• Aim of the task:
Your task is to reproduce, verbatim and without pictures, the lines from the opening of the listing through the line containing "const area = computed(()".
# Start of Recorded data
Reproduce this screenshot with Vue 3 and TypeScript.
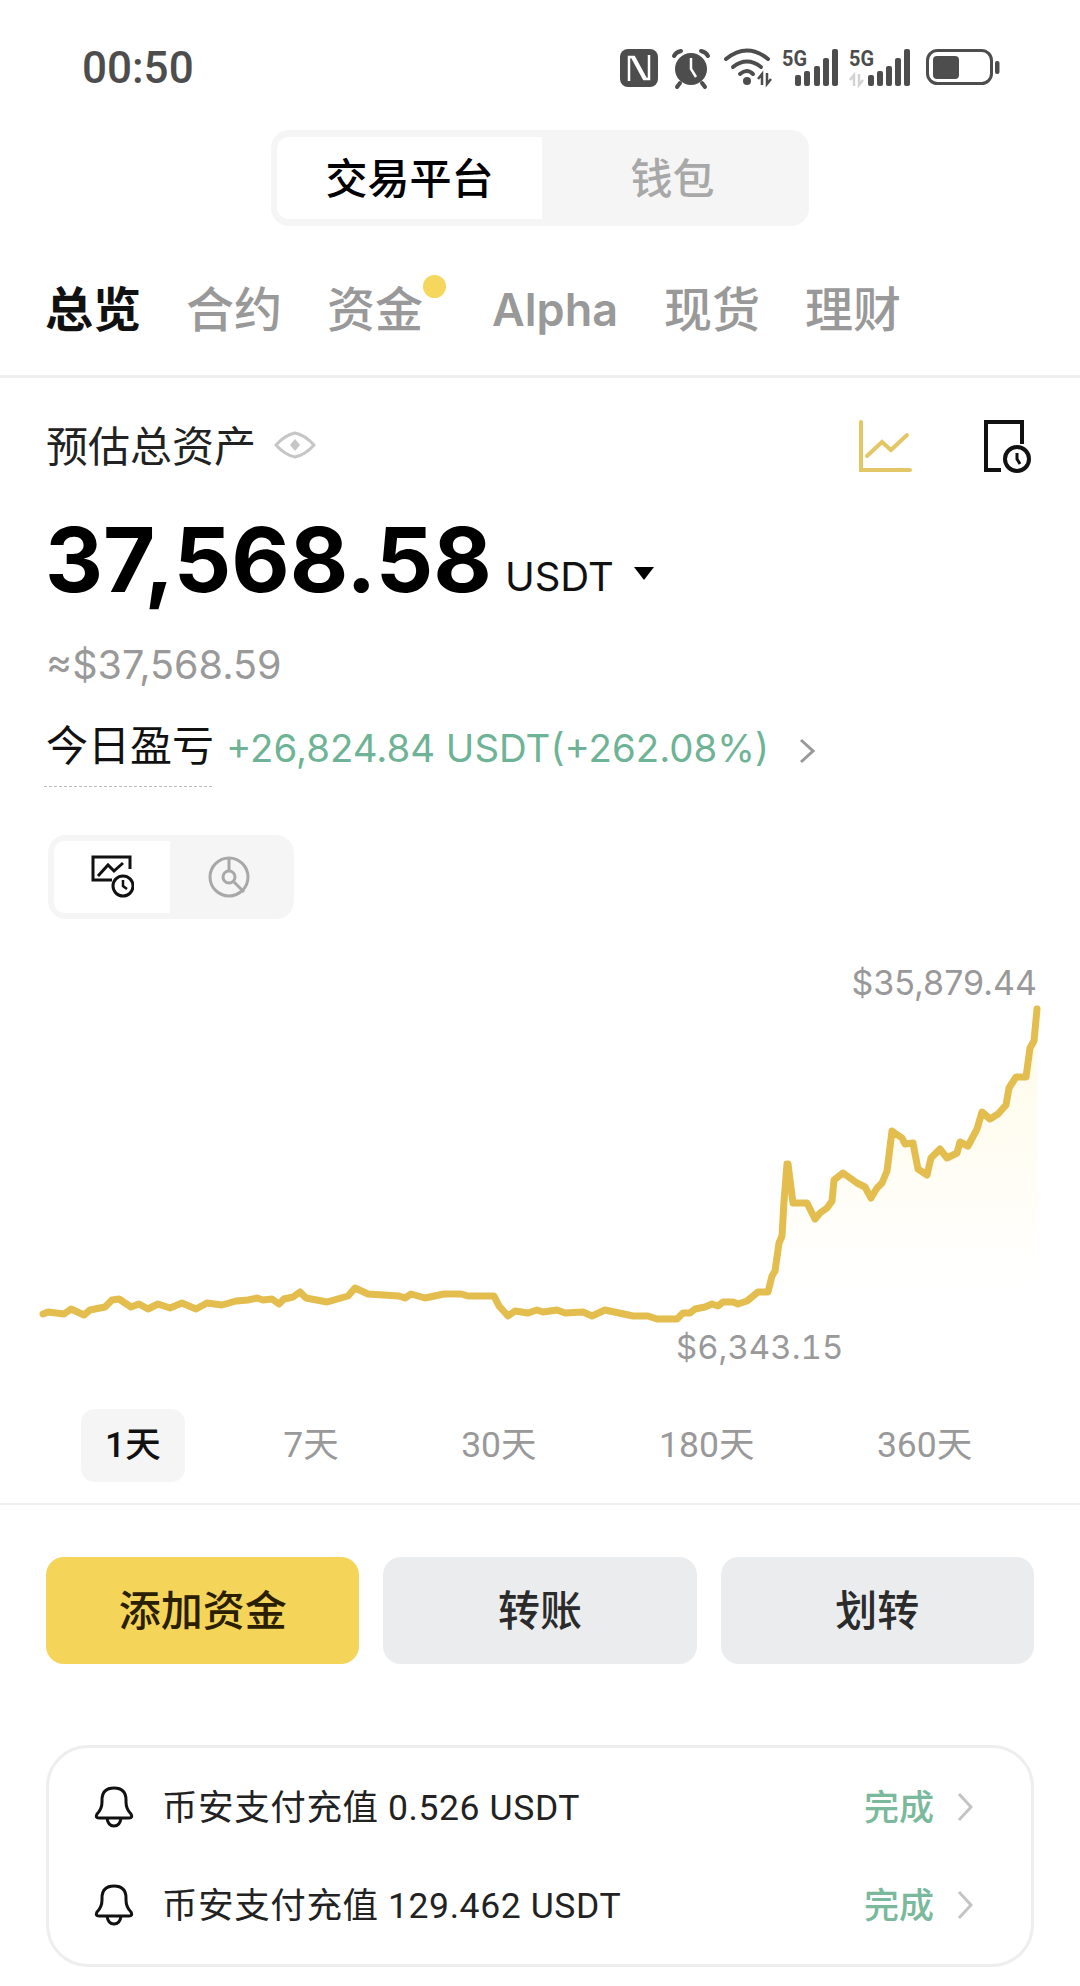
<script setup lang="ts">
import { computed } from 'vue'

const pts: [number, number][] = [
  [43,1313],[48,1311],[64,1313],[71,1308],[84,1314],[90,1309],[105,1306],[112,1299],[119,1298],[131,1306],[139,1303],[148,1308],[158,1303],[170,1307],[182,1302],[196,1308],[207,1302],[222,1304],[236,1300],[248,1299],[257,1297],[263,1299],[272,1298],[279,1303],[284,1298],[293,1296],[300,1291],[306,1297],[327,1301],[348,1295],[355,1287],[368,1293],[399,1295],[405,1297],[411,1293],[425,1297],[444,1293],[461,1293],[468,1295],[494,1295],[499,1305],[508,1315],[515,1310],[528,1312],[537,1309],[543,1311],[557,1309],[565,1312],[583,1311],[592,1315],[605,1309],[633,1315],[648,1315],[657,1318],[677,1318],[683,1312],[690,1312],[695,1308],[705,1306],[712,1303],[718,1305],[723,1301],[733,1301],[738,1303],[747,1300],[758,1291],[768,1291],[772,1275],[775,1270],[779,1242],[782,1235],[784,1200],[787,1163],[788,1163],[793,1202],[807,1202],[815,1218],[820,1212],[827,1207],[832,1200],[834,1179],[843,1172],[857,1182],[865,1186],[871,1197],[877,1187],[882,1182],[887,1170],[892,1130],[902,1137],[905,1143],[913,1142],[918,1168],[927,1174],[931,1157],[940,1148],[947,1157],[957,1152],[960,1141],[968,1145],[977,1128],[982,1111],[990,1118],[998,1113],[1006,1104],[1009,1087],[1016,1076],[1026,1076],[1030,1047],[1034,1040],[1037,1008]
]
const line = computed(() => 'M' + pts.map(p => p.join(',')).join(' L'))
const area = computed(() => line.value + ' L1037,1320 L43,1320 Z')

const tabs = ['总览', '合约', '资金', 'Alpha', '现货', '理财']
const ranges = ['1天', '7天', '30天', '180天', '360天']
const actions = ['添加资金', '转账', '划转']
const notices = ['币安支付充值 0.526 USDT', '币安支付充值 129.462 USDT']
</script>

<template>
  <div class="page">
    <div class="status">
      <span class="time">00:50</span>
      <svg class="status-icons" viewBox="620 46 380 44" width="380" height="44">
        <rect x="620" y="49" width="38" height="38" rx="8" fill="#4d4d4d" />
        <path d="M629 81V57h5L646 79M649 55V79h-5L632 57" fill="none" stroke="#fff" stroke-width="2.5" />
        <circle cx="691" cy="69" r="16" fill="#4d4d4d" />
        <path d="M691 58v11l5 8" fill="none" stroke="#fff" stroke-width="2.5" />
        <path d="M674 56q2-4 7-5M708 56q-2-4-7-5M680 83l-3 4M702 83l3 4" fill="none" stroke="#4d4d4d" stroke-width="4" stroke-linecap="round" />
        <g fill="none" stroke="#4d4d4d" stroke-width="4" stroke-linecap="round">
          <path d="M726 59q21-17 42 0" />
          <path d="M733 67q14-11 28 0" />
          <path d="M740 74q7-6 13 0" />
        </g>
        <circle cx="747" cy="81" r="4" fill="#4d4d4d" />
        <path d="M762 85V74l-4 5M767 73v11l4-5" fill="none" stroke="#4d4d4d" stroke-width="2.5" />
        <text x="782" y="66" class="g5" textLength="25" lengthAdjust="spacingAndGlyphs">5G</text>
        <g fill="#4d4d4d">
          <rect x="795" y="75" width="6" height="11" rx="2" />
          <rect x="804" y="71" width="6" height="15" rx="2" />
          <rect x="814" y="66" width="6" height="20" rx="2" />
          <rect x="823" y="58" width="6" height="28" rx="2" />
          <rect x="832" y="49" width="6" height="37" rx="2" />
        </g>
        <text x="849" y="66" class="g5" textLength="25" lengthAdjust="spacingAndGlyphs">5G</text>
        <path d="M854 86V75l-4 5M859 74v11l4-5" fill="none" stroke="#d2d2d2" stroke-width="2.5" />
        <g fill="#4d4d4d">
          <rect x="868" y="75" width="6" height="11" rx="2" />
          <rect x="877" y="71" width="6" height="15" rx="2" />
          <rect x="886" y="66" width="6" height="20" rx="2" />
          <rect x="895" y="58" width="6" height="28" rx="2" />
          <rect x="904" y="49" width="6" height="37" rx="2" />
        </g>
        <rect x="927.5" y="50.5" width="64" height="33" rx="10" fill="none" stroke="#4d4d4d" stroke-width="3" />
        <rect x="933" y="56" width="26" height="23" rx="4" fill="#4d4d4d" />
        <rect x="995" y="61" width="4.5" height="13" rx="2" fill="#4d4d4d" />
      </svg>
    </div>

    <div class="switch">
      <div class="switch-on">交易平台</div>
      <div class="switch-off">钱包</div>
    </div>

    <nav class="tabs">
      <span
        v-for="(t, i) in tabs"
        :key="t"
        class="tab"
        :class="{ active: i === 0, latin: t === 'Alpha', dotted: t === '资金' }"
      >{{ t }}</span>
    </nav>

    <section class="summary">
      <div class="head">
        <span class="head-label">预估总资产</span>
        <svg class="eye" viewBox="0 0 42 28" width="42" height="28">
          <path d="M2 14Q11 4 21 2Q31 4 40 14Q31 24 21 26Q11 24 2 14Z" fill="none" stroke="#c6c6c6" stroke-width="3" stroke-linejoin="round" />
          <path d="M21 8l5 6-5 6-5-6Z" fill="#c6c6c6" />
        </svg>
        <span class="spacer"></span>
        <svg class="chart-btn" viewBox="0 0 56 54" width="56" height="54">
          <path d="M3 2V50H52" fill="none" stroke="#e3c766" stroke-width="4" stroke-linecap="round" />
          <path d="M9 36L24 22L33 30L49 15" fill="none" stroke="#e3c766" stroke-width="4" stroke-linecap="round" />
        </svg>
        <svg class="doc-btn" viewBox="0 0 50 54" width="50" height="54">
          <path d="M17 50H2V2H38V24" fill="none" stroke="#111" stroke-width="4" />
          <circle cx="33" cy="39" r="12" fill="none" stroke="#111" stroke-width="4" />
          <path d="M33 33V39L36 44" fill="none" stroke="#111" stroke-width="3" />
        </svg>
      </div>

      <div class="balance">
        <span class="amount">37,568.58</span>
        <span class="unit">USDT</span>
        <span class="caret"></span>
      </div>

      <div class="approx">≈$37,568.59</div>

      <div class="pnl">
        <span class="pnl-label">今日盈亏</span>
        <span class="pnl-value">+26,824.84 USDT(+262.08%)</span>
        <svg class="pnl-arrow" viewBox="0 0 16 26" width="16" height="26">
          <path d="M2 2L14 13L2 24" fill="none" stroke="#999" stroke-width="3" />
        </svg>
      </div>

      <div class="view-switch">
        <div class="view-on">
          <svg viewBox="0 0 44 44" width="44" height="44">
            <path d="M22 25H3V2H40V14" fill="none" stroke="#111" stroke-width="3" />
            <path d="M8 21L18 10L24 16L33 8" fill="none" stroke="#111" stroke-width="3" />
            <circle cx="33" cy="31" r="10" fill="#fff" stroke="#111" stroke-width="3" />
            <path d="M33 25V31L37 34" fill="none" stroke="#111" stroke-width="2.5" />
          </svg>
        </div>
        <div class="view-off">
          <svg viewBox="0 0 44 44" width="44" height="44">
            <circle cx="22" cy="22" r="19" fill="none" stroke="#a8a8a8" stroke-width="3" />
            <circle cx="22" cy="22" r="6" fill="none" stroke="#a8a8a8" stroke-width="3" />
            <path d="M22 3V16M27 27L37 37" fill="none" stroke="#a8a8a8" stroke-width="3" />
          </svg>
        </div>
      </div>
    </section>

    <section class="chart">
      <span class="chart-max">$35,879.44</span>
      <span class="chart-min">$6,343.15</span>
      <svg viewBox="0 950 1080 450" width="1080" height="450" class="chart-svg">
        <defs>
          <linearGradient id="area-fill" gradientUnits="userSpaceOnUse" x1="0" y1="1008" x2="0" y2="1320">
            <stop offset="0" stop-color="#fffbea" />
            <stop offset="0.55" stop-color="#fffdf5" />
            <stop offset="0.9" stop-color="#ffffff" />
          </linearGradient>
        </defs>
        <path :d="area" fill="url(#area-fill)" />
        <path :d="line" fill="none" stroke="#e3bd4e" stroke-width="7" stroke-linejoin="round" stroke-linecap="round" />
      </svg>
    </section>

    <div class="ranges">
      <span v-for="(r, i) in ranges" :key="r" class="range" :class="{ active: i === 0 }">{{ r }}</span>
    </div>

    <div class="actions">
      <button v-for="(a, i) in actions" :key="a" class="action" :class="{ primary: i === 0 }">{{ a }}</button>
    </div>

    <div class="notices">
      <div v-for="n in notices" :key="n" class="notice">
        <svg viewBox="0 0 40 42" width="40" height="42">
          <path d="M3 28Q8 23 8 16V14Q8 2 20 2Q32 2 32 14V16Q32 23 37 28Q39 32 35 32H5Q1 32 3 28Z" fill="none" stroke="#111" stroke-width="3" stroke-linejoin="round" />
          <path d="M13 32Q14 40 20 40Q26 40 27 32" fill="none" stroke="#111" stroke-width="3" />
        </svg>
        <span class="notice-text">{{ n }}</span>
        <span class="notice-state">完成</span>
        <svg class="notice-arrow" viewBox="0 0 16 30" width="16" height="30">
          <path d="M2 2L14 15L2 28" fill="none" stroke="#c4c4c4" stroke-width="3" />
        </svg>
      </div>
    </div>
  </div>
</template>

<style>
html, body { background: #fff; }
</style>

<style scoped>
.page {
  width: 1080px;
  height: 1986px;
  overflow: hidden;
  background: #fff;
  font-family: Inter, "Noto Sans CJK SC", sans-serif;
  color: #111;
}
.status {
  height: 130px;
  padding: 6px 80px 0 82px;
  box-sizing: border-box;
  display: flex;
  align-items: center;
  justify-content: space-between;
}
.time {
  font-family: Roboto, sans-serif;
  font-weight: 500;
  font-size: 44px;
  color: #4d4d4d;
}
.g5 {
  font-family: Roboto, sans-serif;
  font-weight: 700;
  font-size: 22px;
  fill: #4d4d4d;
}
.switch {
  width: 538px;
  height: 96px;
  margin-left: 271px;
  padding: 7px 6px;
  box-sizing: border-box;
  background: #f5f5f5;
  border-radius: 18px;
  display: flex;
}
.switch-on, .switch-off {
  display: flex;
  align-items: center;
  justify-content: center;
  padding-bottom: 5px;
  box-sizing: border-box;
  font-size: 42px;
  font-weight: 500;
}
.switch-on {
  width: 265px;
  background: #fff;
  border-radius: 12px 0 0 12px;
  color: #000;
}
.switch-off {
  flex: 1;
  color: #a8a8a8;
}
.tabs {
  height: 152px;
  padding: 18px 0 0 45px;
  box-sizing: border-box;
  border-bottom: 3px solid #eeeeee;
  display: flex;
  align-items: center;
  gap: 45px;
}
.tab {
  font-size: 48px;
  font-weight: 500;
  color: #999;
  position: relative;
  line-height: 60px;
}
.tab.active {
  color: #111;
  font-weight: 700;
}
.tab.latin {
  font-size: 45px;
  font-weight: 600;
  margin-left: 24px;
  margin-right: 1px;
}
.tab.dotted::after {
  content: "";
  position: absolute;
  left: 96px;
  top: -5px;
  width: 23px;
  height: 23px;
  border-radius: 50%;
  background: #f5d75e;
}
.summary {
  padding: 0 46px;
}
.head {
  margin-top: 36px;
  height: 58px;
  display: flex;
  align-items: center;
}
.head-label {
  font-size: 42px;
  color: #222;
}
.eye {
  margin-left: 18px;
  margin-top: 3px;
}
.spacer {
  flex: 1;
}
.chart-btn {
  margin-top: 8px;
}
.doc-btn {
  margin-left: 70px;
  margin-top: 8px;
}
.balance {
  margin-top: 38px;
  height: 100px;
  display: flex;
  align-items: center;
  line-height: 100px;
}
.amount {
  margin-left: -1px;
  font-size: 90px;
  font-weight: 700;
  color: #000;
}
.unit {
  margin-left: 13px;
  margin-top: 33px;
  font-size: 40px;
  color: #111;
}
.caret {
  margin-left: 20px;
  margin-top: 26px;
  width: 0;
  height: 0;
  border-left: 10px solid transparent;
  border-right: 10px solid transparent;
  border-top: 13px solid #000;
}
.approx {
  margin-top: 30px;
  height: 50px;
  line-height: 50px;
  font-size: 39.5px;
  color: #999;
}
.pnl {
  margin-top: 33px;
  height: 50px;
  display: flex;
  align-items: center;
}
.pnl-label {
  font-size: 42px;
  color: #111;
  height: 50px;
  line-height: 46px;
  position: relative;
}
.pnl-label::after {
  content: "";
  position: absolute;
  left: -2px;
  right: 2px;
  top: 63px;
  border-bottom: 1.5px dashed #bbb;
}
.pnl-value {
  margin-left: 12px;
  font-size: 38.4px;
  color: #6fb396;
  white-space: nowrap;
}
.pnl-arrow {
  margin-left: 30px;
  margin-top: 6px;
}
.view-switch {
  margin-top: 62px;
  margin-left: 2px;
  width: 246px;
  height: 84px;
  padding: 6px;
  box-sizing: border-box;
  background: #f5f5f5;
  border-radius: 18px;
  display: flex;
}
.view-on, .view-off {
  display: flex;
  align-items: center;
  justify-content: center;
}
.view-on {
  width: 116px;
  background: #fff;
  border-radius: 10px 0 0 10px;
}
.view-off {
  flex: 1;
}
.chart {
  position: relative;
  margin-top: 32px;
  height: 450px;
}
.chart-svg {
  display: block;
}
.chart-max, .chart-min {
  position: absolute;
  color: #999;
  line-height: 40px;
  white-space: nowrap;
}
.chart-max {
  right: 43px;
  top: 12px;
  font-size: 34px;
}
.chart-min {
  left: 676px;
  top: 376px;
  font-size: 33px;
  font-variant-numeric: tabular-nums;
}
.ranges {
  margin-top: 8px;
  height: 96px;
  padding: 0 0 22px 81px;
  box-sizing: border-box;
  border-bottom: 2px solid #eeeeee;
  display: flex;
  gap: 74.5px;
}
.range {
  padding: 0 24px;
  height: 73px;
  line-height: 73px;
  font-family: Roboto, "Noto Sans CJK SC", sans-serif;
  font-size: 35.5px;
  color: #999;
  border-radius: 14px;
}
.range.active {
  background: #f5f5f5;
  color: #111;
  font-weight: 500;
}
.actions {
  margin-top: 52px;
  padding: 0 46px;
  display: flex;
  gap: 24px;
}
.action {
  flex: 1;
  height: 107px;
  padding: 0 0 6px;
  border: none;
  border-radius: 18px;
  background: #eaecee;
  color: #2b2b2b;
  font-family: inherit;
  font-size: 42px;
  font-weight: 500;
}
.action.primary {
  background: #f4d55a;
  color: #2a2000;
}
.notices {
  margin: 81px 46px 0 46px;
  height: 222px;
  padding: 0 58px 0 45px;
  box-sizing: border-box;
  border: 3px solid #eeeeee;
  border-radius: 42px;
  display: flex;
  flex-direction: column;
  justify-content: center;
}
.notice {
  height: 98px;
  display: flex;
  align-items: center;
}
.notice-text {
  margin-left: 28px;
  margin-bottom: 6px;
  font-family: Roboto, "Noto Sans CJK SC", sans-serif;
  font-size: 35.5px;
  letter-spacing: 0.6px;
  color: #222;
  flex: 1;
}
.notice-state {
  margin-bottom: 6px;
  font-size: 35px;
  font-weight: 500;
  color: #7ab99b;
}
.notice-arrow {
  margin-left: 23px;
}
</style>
# End of Recorded data
• Completed exercise:
Reproduce this screenshot with Vue 3 and TypeScript.
<script setup lang="ts">
import { computed } from 'vue'

const pts: [number, number][] = [
  [43,1313],[48,1311],[64,1313],[71,1308],[84,1314],[90,1309],[105,1306],[112,1299],[119,1298],[131,1306],[139,1303],[148,1308],[158,1303],[170,1307],[182,1302],[196,1308],[207,1302],[222,1304],[236,1300],[248,1299],[257,1297],[263,1299],[272,1298],[279,1303],[284,1298],[293,1296],[300,1291],[306,1297],[327,1301],[348,1295],[355,1287],[368,1293],[399,1295],[405,1297],[411,1293],[425,1297],[444,1293],[461,1293],[468,1295],[494,1295],[499,1305],[508,1315],[515,1310],[528,1312],[537,1309],[543,1311],[557,1309],[565,1312],[583,1311],[592,1315],[605,1309],[633,1315],[648,1315],[657,1318],[677,1318],[683,1312],[690,1312],[695,1308],[705,1306],[712,1303],[718,1305],[723,1301],[733,1301],[738,1303],[747,1300],[758,1291],[768,1291],[772,1275],[775,1270],[779,1242],[782,1235],[784,1200],[787,1163],[788,1163],[793,1202],[807,1202],[815,1218],[820,1212],[827,1207],[832,1200],[834,1179],[843,1172],[857,1182],[865,1186],[871,1197],[877,1187],[882,1182],[887,1170],[892,1130],[902,1137],[905,1143],[913,1142],[918,1168],[927,1174],[931,1157],[940,1148],[947,1157],[957,1152],[960,1141],[968,1145],[977,1128],[982,1111],[990,1118],[998,1113],[1006,1104],[1009,1087],[1016,1076],[1026,1076],[1030,1047],[1034,1040],[1037,1008]
]
const line = computed(() => 'M' + pts.map(p => p.join(',')).join(' L'))
const area = computed(() => line.value + ' L1037,1320 L43,1320 Z')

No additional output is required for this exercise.